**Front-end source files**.
----------

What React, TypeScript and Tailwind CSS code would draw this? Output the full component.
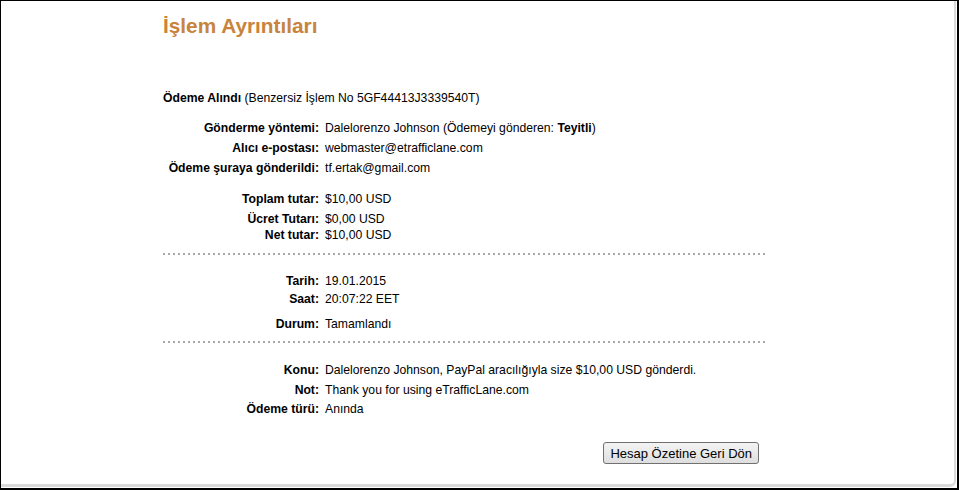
import React from "react";

type Row = { label: string; value: React.ReactNode; mt: string };

const Field: React.FC<{ row: Row }> = ({ row }) => (
  <div className={`flex leading-4 h-4 ${row.mt}`}>
    <div className="w-[156px] shrink-0 text-right font-bold whitespace-nowrap">{row.label}</div>
    <div className="pl-[6px] whitespace-nowrap">{row.value}</div>
  </div>
);

const Dotted: React.FC<{ mt: string }> = ({ mt }) => (
  <div
    className={`h-[2px] w-[603px] bg-[linear-gradient(to_right,#a8a8a8_2px,transparent_2px)] bg-[length:5px_2px] bg-repeat-x ${mt}`}
  />
);

const App: React.FC = () => {
  const sender: Row[] = [
    {
      label: "Gönderme yöntemi:",
      value: (
        <>
          Dalelorenzo Johnson (Ödemeyi gönderen: <b>Teyitli</b>)
        </>
      ),
      mt: "mt-[14px]",
    },
    { label: "Alıcı e-postası:", value: "webmaster@etrafficlane.com", mt: "mt-[4px]" },
    { label: "Ödeme şuraya gönderildi:", value: "tf.ertak@gmail.com", mt: "mt-[4px]" },
    { label: "Toplam tutar:", value: "$10,00 USD", mt: "mt-[15px]" },
    { label: "Ücret Tutarı:", value: "$0,00 USD", mt: "mt-[4px]" },
    { label: "Net tutar:", value: "$10,00 USD", mt: "mt-0" },
  ];

  const when: Row[] = [
    { label: "Tarih:", value: "19.01.2015", mt: "mt-[18px]" },
    { label: "Saat:", value: "20:07:22 EET", mt: "mt-[2px]" },
    { label: "Durum:", value: "Tamamlandı", mt: "mt-[9px]" },
  ];

  const extra: Row[] = [
    {
      label: "Konu:",
      value: "Dalelorenzo Johnson, PayPal aracılığıyla size $10,00 USD gönderdi.",
      mt: "mt-[19px]",
    },
    { label: "Not:", value: "Thank you for using eTrafficLane.com", mt: "mt-[4px]" },
    { label: "Ödeme türü:", value: "Anında", mt: "mt-[3px]" },
  ];

  return (
    <div className="w-[959px] h-[490px] bg-white border-l border-t border-r-2 border-b-2 border-black font-['Liberation_Sans',Arial,sans-serif] text-[12.2px] text-black">
      <div className="w-[955px] h-[486px] border-r-2 border-b-[3px] border-[#dadada] rounded-br-[6px] pl-[162px]">
        {/* heading */}
        <h1 className="pt-[13px] text-[20.8px] leading-6 font-bold text-[#c8843c]">İşlem Ayrıntıları</h1>

        <div className="mt-[52px] leading-4 h-4 whitespace-nowrap">
          <b>Ödeme Alındı</b> (Benzersiz İşlem No 5GF44413J3339540T)
        </div>

        {sender.map((r) => (
          <Field key={r.label} row={r} />
        ))}

        <Dotted mt="mt-[10px]" />

        {when.map((r) => (
          <Field key={r.label} row={r} />
        ))}

        <Dotted mt="mt-[9px]" />

        {extra.map((r) => (
          <Field key={r.label} row={r} />
        ))}

        {/* back button */}
        <div className="w-[603px] flex justify-end pr-[7px] mt-[25px]">
          <button className="h-[22px] px-[6px] border border-[#707070] rounded-[3px] bg-[linear-gradient(#f4f4f4,#dedede)] text-[13px] leading-none text-black whitespace-nowrap">
            Hesap Özetine Geri Dön
          </button>
        </div>
      </div>
    </div>
  );
};

export default App;
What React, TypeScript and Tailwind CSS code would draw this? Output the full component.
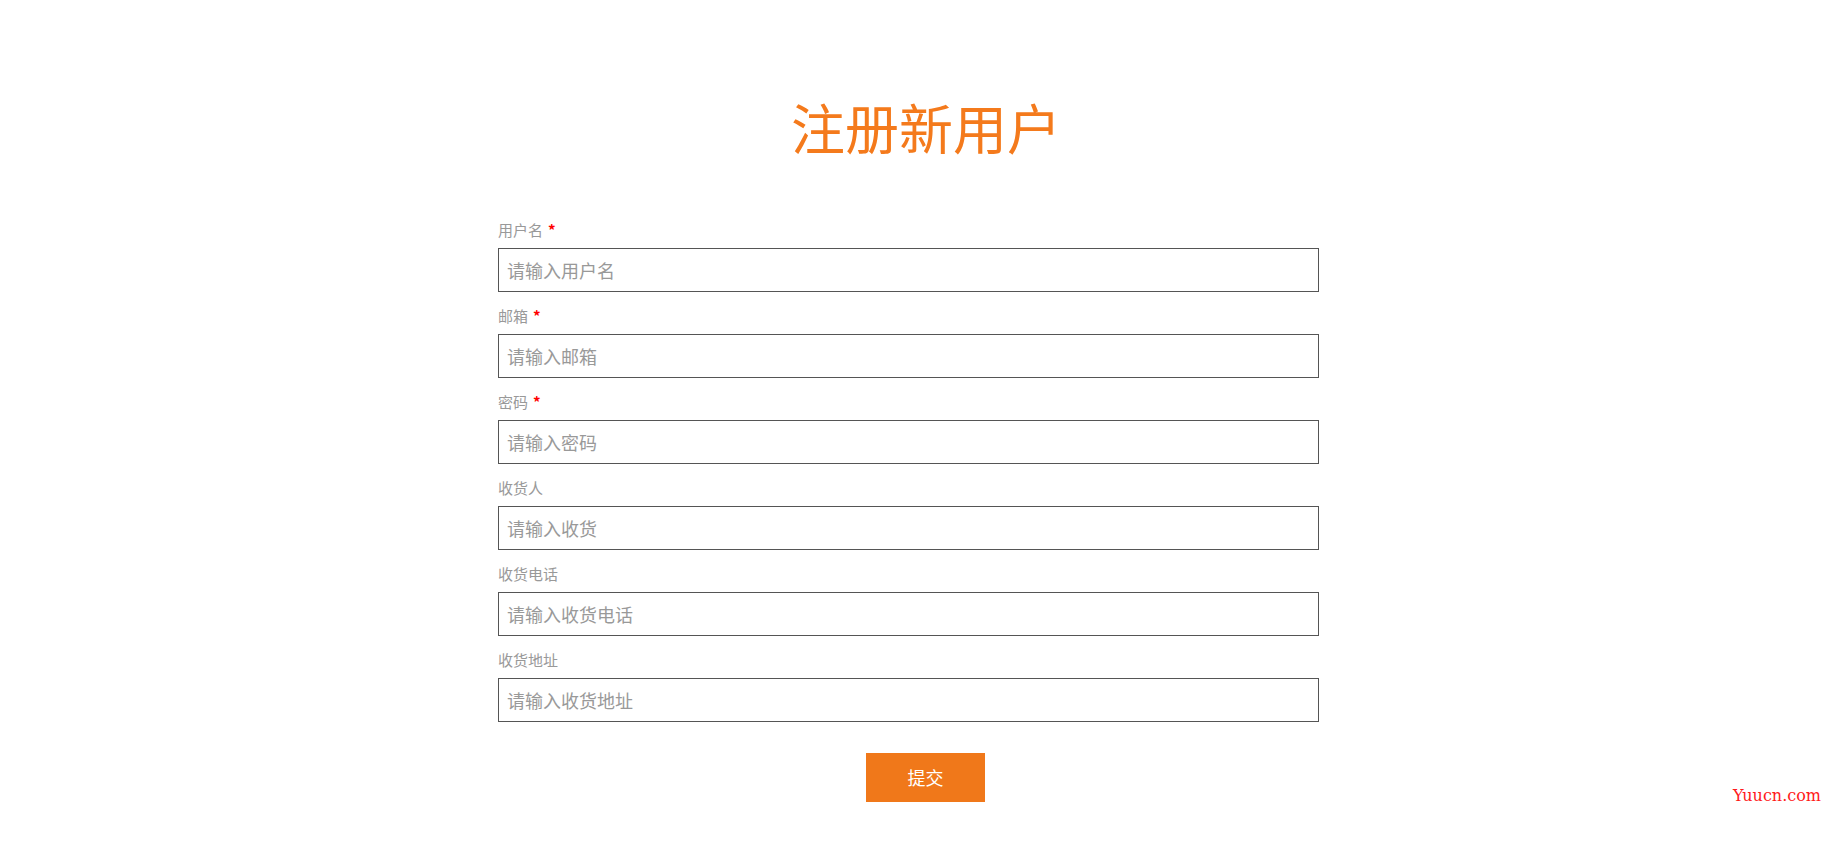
import React from "react";

type Field = { label: string; placeholder: string; required?: boolean; type?: string };

const fields: Field[] = [
  { label: "用户名", placeholder: "请输入用户名", required: true },
  { label: "邮箱", placeholder: "请输入邮箱", required: true },
  { label: "密码", placeholder: "请输入密码", required: true, type: "password" },
  { label: "收货人", placeholder: "请输入收货" },
  { label: "收货电话", placeholder: "请输入收货电话" },
  { label: "收货地址", placeholder: "请输入收货地址" },
];

const App = () => {
  return (
    <div className="relative min-h-[851px] bg-white pr-[17px] font-['Microsoft_YaHei','Noto_Sans_CJK_SC',sans-serif]">
      <h1 className="pt-[96px] pl-[35px] text-center text-[54px] leading-[62px] font-normal text-[#f47a1c]">
        注册新用户
      </h1>

      <form className="mx-auto mt-[62px] flex w-[821px] flex-col gap-[14px]" onSubmit={e => e.preventDefault()}>
        {fields.map(f => (
          <div key={f.label} className="flex flex-col gap-2">
            <label className="h-5 text-[15px] leading-5 text-[#999]">
              {f.label}
              {f.required && <span className="ml-[5px] font-bold text-[#ff0000]">*</span>}
            </label>
            <input
              type={f.type || "text"}
              placeholder={f.placeholder}
              className="h-[44px] w-full border border-[#555] px-2 text-[18px] text-[#333] outline-none placeholder:text-[#999]"
            />
          </div>
        ))}
        <button
          type="submit"
          className="ml-[368px] mt-[17px] h-[49px] w-[119px] bg-[#f0781a] text-[18px] text-white"
        >
          提交
        </button>
      </form>

      {/* watermark */}
      <div className="absolute right-[13px] top-[786px] font-['DejaVu_Serif',serif] text-[16px] leading-5 text-[#ff1a1a]">
        Yuucn.com
      </div>
    </div>
  );
};

export default App;
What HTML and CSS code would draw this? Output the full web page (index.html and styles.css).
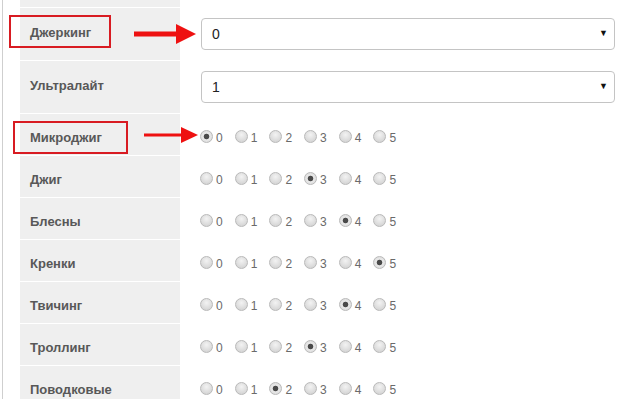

----------

**Stated goal**. Pictures in the records above are left out; print everything else exactly as written.

**Task output**.
What React, TypeScript and Tailwind CSS code would draw this? Output the full component.
import React from "react";

type Row = { label: string; value: React.ReactNode; mt: string };

const Field: React.FC<{ row: Row }> = ({ row }) => (
  <div className={`flex leading-4 h-4 ${row.mt}`}>
    <div className="w-[156px] shrink-0 text-right font-bold whitespace-nowrap">{row.label}</div>
    <div className="pl-[6px] whitespace-nowrap">{row.value}</div>
  </div>
);

const Dotted: React.FC<{ mt: string }> = ({ mt }) => (
  <div
    className={`h-[2px] w-[603px] bg-[linear-gradient(to_right,#a8a8a8_2px,transparent_2px)] bg-[length:5px_2px] bg-repeat-x ${mt}`}
  />
);

const App: React.FC = () => {
  const sender: Row[] = [
    {
      label: "Gönderme yöntemi:",
      value: (
        <>
          Dalelorenzo Johnson (Ödemeyi gönderen: <b>Teyitli</b>)
        </>
      ),
      mt: "mt-[14px]",
    },
    { label: "Alıcı e-postası:", value: "webmaster@etrafficlane.com", mt: "mt-[4px]" },
    { label: "Ödeme şuraya gönderildi:", value: "tf.ertak@gmail.com", mt: "mt-[4px]" },
    { label: "Toplam tutar:", value: "$10,00 USD", mt: "mt-[15px]" },
    { label: "Ücret Tutarı:", value: "$0,00 USD", mt: "mt-[4px]" },
    { label: "Net tutar:", value: "$10,00 USD", mt: "mt-0" },
  ];

  const when: Row[] = [
    { label: "Tarih:", value: "19.01.2015", mt: "mt-[18px]" },
    { label: "Saat:", value: "20:07:22 EET", mt: "mt-[2px]" },
    { label: "Durum:", value: "Tamamlandı", mt: "mt-[9px]" },
  ];

  const extra: Row[] = [
    {
      label: "Konu:",
      value: "Dalelorenzo Johnson, PayPal aracılığıyla size $10,00 USD gönderdi.",
      mt: "mt-[19px]",
    },
    { label: "Not:", value: "Thank you for using eTrafficLane.com", mt: "mt-[4px]" },
    { label: "Ödeme türü:", value: "Anında", mt: "mt-[3px]" },
  ];

  return (
    <div className="w-[959px] h-[490px] bg-white border-l border-t border-r-2 border-b-2 border-black font-['Liberation_Sans',Arial,sans-serif] text-[12.2px] text-black">
      <div className="w-[955px] h-[486px] border-r-2 border-b-[3px] border-[#dadada] rounded-br-[6px] pl-[162px]">
        {/* heading */}
        <h1 className="pt-[13px] text-[20.8px] leading-6 font-bold text-[#c8843c]">İşlem Ayrıntıları</h1>

        <div className="mt-[52px] leading-4 h-4 whitespace-nowrap">
          <b>Ödeme Alındı</b> (Benzersiz İşlem No 5GF44413J3339540T)
        </div>

        {sender.map((r) => (
          <Field key={r.label} row={r} />
        ))}

        <Dotted mt="mt-[10px]" />

        {when.map((r) => (
          <Field key={r.label} row={r} />
        ))}

        <Dotted mt="mt-[9px]" />

        {extra.map((r) => (
          <Field key={r.label} row={r} />
        ))}

        {/* back button */}
        <div className="w-[603px] flex justify-end pr-[7px] mt-[25px]">
          <button className="h-[22px] px-[6px] border border-[#707070] rounded-[3px] bg-[linear-gradient(#f4f4f4,#dedede)] text-[13px] leading-none text-black whitespace-nowrap">
            Hesap Özetine Geri Dön
          </button>
        </div>
      </div>
    </div>
  );
};

export default App;
What React, TypeScript and Tailwind CSS code would draw this? Output the full component.
import React from "react";

type Field = { label: string; placeholder: string; required?: boolean; type?: string };

const fields: Field[] = [
  { label: "用户名", placeholder: "请输入用户名", required: true },
  { label: "邮箱", placeholder: "请输入邮箱", required: true },
  { label: "密码", placeholder: "请输入密码", required: true, type: "password" },
  { label: "收货人", placeholder: "请输入收货" },
  { label: "收货电话", placeholder: "请输入收货电话" },
  { label: "收货地址", placeholder: "请输入收货地址" },
];

const App = () => {
  return (
    <div className="relative min-h-[851px] bg-white pr-[17px] font-['Microsoft_YaHei','Noto_Sans_CJK_SC',sans-serif]">
      <h1 className="pt-[96px] pl-[35px] text-center text-[54px] leading-[62px] font-normal text-[#f47a1c]">
        注册新用户
      </h1>

      <form className="mx-auto mt-[62px] flex w-[821px] flex-col gap-[14px]" onSubmit={e => e.preventDefault()}>
        {fields.map(f => (
          <div key={f.label} className="flex flex-col gap-2">
            <label className="h-5 text-[15px] leading-5 text-[#999]">
              {f.label}
              {f.required && <span className="ml-[5px] font-bold text-[#ff0000]">*</span>}
            </label>
            <input
              type={f.type || "text"}
              placeholder={f.placeholder}
              className="h-[44px] w-full border border-[#555] px-2 text-[18px] text-[#333] outline-none placeholder:text-[#999]"
            />
          </div>
        ))}
        <button
          type="submit"
          className="ml-[368px] mt-[17px] h-[49px] w-[119px] bg-[#f0781a] text-[18px] text-white"
        >
          提交
        </button>
      </form>

      {/* watermark */}
      <div className="absolute right-[13px] top-[786px] font-['DejaVu_Serif',serif] text-[16px] leading-5 text-[#ff1a1a]">
        Yuucn.com
      </div>
    </div>
  );
};

export default App;
What HTML and CSS code would draw this? Output the full web page (index.html and styles.css).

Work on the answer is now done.